UPdates—Ketua Dewan Ekonomi Nasional (DEN), Luhut Binsar Pandjaitan mengabarkan kenaikan Pajak Pertambahan Nilai (PPN) menjadi 12 persen akan ditunda. Pemerintah berencana memberikan stimulus atau insentif terlebih dahulu kepada masyarakat, yakni berupa bantuan sosial ke kelas menengah.
Kenaikan PPN menjadi 12 persen tersebut sebagaimana rencana awal pemerintah akan diberlakukan mulai 1 Januari 2025. "Harus diberikan dulu stimulus kepada rakyat yang ekonominya susah," kata Luhut sebagaimana dilansir keidenesia.tv dari RRI.co.id, Jumat, 29 November 2024.

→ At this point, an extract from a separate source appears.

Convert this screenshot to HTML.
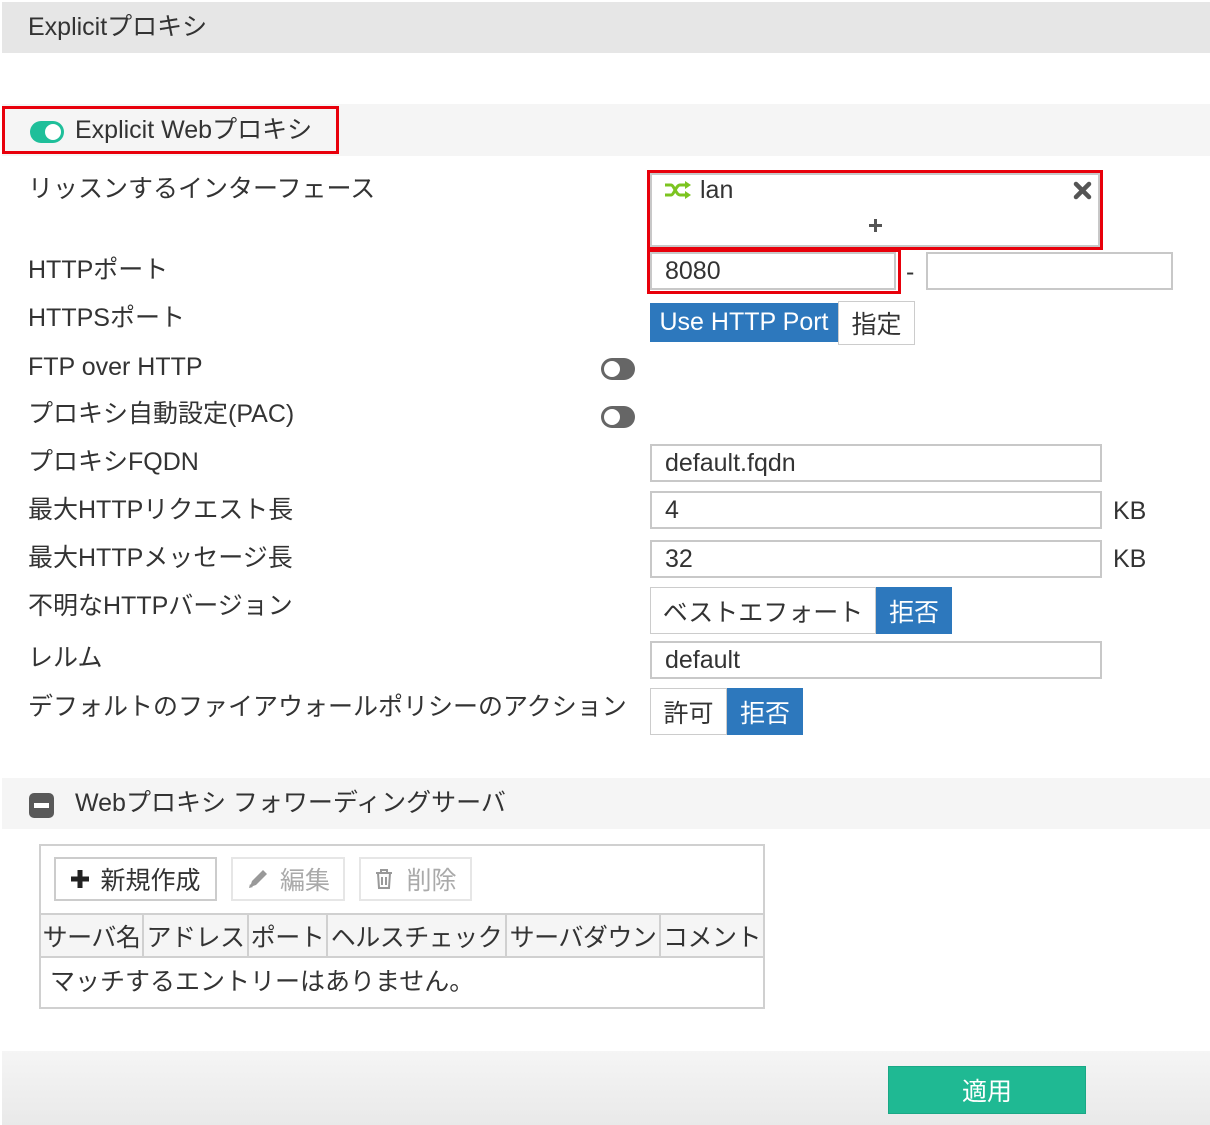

Luhut mengungkapkan, bantuan sosial yang diberikan pemerintah sebagai bantalan ini bukan berupa bantuan langsung tunai (BLT). Melainkan subsidi energi ketenagalistrikan. "Tapi diberikan itu ke listrik. Karena kalau diberikan nanti ke rakyat takut dijudikan lagi nanti," ujarnya.
Menteri Sekretaris Negara (Mensesneg) Prasetyo Hadi sementara itu menyebut pemerintah masih mengkaji wacana tersebut. "Tunggu tanggal mainnya juga (kenaikan PPN). Lagi dihitung-hitung," katanya di Gedung Krida Bhakti, Jakarta, Jumat, 29 November 2024.
Wakil Ketua Badan Anggaran (Banggar) DPR RI Jazilul Fawaid menekankan perlunya kajian komprehensif sebelum kebijakan tersebut diberlakukan. Itu agar tidak melemahkan daya beli masyarakat, terutama menengah ke bawah.
Ia mengingatkan pemerintah bahwa sektor konsumsi merupakan penyumbang utama pendapatan pajak negara. “Jika daya beli masyarakat melemah akibat kenaikan PPN, maka konsumsi akan turun. Dampaknya, pendapatan pajak juga tidak optimal,” kata Jazilul sebagaimana dilansir keidenesia.tv dari situs resmi DPR RI, Jumat, 29 November 2024.
Dalam keterangannya, ia juga meluruskan soal isu kenaikan PPN dilakukan untuk membayar utang negara. “PPN bukan untuk menutup utang. Pemerintah masih memiliki ruang untuk utang produktif yang dapat mendorong pertumbuhan ekonomi,” jelas Politisi Fraksi PKB ini.
Menurutnya, pengelolaan utang yang produktif lebih efektif dibandingkan kebijakan yang berisiko menurunkan daya beli masyarakat. Jika langkah ini harus diambil, ia menyarankan agar kenaikan PPN dilakukan pada saat daya beli masyarakat sudah pulih dan kuat.
Di sisi lain, ia menegaskan pentingnya keberimbangan antara kebutuhan fiskal pemerintah dan kondisi ekonomi masyarakat. Baginya, kenaikan PPN menjadi 12 persen bukan sekadar persoalan fiskal, melainkan juga menyangkut keberlanjutan ekonomi.
Dengan pendekatan yang lebih matang, ia berharap pemerintah bisa tetap menjaga stabilitas daya beli masyarakat sekaligus menggenjot pendapatan negara tanpa mengganggu roda ekonomi nasional. “Momentum (PPN 12 persen diterapkan) tepat adalah ketika pasar kembali ramai, UMKM berproduksi lancar, dan ekonomi bergerak aktif,” tandasnya.